* _Prompt_
From the listing below, extract every line containing "with".

* _Recorded information_
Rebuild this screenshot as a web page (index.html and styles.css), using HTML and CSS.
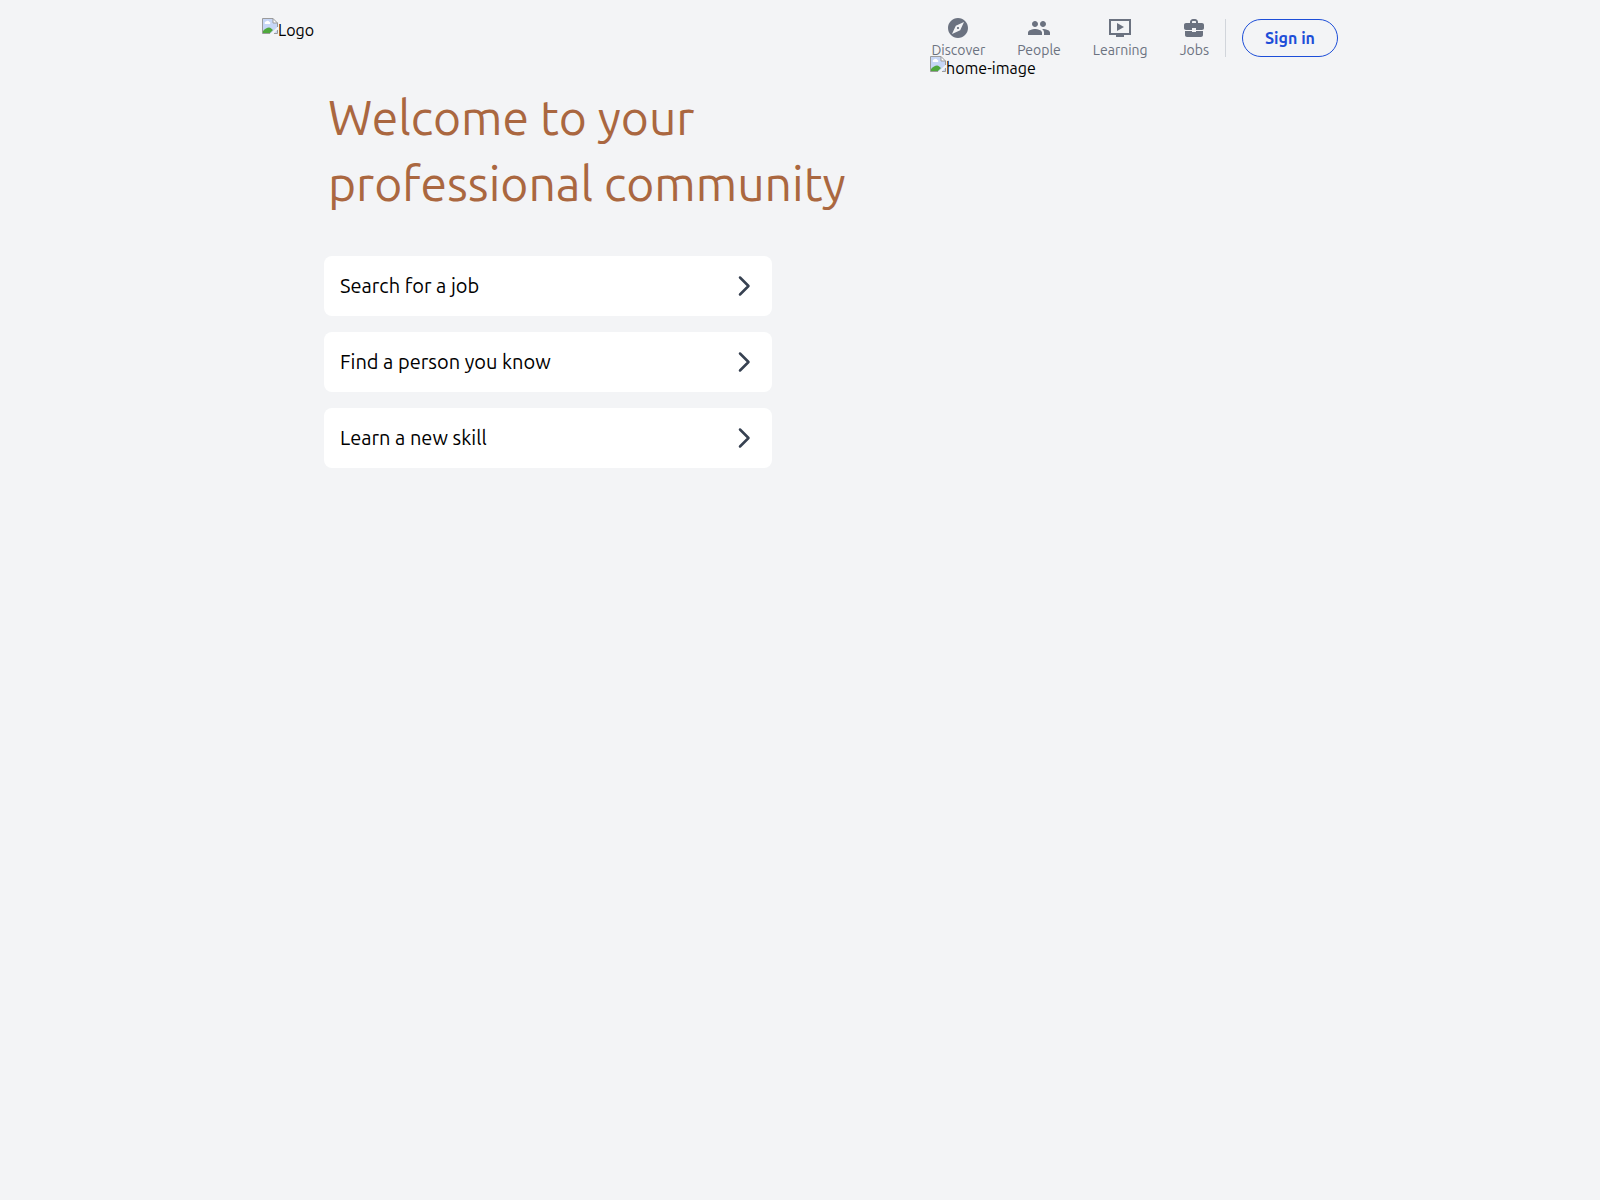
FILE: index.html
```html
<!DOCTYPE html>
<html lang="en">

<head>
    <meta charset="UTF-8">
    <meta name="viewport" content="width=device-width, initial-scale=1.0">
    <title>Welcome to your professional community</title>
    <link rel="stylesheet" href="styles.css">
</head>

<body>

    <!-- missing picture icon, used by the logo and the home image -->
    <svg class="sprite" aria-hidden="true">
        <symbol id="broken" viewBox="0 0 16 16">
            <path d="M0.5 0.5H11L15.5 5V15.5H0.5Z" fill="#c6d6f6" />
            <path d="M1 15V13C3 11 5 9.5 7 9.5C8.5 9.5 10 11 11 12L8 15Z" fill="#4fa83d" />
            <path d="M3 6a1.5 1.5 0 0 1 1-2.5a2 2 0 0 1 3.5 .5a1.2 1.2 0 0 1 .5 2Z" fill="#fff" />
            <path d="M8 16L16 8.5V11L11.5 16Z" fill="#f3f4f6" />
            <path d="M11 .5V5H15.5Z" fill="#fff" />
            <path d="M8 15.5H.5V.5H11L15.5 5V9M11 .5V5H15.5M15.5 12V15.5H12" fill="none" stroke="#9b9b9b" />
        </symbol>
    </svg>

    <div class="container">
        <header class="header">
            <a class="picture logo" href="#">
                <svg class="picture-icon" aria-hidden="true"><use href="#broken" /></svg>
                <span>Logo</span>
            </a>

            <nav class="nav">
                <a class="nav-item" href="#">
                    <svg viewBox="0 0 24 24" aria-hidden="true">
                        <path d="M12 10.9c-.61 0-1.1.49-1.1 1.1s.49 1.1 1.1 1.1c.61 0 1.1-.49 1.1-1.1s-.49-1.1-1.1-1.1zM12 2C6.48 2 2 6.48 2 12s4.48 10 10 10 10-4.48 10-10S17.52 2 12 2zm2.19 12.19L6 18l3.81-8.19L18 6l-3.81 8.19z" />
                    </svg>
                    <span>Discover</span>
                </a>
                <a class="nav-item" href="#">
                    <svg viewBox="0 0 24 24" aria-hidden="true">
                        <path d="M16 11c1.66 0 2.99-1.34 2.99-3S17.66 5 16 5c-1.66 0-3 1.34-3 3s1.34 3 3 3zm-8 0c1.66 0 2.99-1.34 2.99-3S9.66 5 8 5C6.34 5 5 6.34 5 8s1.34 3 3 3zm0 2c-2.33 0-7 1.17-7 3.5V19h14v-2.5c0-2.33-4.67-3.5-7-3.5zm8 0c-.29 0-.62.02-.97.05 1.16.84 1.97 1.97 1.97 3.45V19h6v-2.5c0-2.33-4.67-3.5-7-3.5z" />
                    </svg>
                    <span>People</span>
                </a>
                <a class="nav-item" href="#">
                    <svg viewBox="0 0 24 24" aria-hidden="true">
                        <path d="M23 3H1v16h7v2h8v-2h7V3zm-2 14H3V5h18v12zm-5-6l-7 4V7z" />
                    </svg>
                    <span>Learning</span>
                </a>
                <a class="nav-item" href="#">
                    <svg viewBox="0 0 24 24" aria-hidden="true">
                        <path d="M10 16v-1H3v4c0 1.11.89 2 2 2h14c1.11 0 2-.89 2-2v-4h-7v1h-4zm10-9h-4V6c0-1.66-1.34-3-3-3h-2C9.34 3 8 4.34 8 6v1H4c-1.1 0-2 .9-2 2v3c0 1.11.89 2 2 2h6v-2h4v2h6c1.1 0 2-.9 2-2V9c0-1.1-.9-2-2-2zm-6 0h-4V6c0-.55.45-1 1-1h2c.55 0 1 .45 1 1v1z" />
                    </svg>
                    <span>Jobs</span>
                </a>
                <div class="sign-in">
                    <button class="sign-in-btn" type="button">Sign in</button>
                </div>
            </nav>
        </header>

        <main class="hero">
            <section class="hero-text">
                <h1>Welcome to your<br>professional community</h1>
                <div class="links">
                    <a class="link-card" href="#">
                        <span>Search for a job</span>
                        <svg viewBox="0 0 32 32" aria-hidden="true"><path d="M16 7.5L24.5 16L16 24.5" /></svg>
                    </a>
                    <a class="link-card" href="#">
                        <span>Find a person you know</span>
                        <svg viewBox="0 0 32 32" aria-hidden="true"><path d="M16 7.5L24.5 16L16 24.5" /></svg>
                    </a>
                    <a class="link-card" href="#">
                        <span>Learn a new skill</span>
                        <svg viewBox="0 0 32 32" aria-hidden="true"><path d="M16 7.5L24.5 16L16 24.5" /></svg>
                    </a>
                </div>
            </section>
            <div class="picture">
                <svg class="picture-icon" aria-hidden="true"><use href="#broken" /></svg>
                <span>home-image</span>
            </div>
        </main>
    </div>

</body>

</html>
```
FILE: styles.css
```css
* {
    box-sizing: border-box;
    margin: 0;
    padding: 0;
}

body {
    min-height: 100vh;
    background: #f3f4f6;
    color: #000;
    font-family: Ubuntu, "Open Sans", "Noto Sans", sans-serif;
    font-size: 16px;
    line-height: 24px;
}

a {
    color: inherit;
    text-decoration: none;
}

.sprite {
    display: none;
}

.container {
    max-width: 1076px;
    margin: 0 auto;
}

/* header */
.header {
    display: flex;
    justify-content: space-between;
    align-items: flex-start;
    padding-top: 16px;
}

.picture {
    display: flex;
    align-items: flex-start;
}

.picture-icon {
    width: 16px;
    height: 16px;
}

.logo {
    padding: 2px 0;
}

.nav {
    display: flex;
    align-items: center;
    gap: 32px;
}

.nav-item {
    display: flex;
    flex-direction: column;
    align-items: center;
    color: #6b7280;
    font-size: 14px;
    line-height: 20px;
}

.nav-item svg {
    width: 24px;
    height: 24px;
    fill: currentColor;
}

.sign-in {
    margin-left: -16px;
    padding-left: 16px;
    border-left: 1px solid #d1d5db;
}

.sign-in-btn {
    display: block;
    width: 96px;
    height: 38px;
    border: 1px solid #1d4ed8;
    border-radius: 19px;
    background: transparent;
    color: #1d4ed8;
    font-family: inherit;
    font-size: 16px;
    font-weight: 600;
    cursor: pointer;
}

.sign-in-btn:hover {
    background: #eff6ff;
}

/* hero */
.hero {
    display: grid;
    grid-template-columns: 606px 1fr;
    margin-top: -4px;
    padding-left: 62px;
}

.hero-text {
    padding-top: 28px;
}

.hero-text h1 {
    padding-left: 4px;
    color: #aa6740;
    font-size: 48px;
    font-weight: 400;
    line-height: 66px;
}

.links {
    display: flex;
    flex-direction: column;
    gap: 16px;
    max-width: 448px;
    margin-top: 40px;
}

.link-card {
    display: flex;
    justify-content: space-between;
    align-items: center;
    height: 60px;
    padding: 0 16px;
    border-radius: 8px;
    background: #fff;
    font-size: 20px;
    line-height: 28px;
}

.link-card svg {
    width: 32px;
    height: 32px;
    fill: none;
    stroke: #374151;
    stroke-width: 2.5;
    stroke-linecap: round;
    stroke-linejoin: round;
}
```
---
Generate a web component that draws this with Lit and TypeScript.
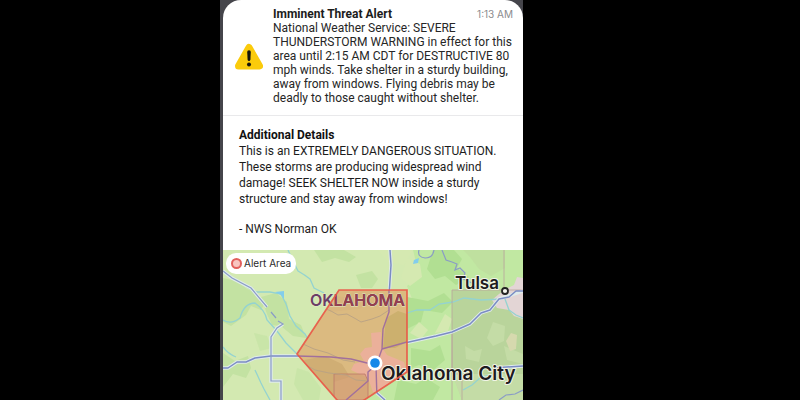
...
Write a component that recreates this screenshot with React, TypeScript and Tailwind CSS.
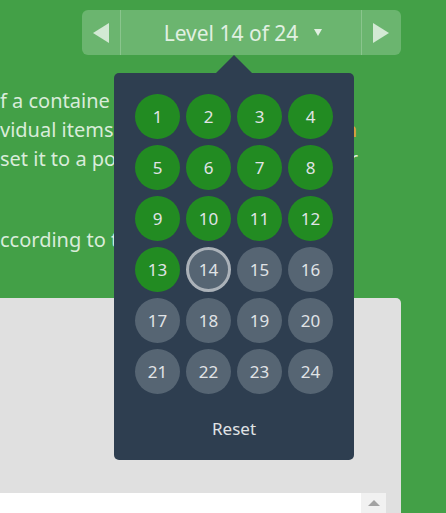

* _Completed task_
Generate a web component that draws this with Lit and TypeScript.
Write a component that recreates this screenshot with React, TypeScript and Tailwind CSS.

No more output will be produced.